* [DATASET EXCERPTS]
┄┄┄┄┄┄

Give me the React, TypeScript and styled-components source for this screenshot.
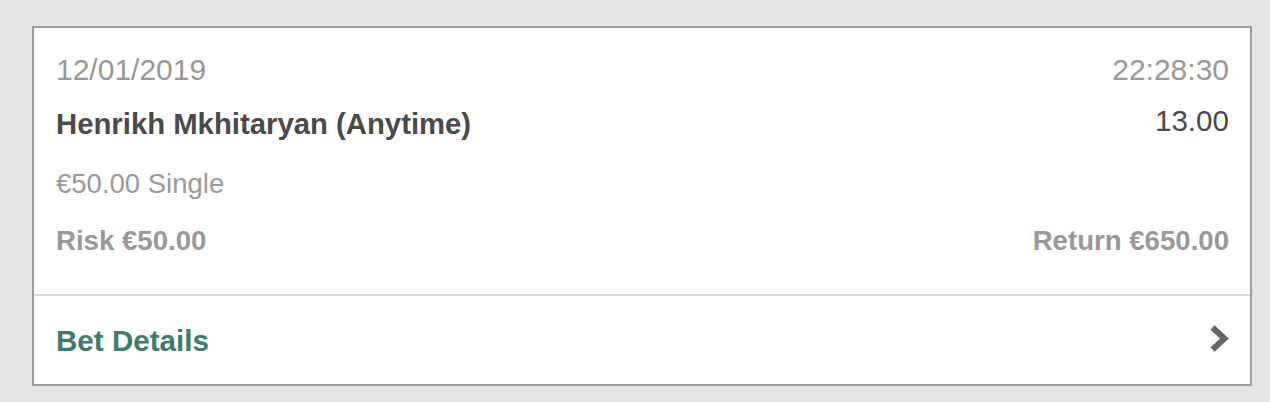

┄┄┄┄┄┄

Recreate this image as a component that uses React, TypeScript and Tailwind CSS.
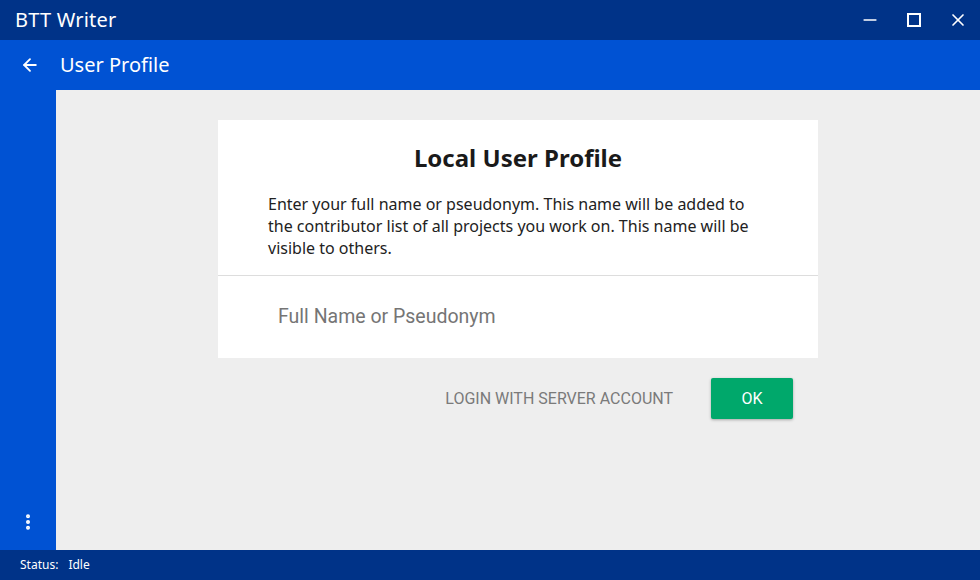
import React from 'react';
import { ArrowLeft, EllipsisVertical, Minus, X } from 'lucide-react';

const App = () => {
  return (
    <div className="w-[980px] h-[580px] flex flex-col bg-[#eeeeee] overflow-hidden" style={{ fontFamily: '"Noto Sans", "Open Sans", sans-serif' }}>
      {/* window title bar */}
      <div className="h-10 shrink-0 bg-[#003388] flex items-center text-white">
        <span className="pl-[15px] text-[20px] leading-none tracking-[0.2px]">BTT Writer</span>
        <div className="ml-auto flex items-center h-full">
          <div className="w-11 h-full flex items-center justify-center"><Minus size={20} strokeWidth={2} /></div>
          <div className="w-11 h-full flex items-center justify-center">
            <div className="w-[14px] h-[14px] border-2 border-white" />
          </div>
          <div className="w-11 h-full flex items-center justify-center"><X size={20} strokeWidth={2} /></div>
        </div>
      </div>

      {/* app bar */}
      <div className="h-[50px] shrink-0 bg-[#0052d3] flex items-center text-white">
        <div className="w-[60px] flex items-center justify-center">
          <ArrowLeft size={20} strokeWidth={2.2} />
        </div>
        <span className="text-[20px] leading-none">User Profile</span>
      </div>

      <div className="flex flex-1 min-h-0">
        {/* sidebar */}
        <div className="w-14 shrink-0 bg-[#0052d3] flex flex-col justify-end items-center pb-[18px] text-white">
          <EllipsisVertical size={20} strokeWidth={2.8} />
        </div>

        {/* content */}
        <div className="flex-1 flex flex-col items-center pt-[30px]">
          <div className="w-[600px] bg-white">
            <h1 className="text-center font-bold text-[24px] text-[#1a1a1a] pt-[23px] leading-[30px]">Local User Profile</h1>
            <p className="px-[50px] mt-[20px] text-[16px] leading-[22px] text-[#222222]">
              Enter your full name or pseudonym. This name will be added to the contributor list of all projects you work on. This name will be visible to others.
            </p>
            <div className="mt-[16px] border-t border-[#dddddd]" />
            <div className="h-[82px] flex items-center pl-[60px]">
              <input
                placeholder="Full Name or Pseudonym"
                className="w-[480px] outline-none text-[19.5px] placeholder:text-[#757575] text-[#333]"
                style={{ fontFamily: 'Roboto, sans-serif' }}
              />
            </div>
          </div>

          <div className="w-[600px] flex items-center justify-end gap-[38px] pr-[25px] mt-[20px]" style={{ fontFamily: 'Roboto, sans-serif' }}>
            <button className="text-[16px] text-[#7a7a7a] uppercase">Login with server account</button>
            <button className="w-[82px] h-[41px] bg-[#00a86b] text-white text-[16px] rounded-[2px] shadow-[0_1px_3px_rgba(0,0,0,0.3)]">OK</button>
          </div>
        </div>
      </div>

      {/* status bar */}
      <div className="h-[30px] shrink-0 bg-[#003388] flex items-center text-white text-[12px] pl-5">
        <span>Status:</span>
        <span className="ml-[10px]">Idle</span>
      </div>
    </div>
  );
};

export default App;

┄┄┄┄┄┄

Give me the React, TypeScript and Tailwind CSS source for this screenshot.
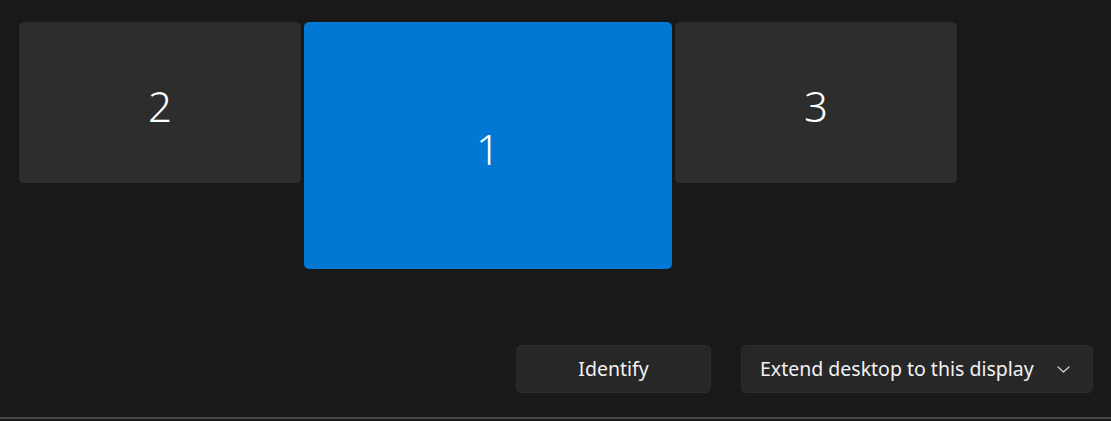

┄┄┄┄┄┄

* [WHAT THE TASK ASKS] Above this task is a listing with pictures in it. Retype only the lines from the one containing "Recreate this image" through the one containing "EllipsisVertical, Minus, X", both included, and not the pictures.

* [REPLY]
Recreate this image as a component that uses React, TypeScript and Tailwind CSS.
import React from 'react';
import { ArrowLeft, EllipsisVertical, Minus, X } from 'lucide-react';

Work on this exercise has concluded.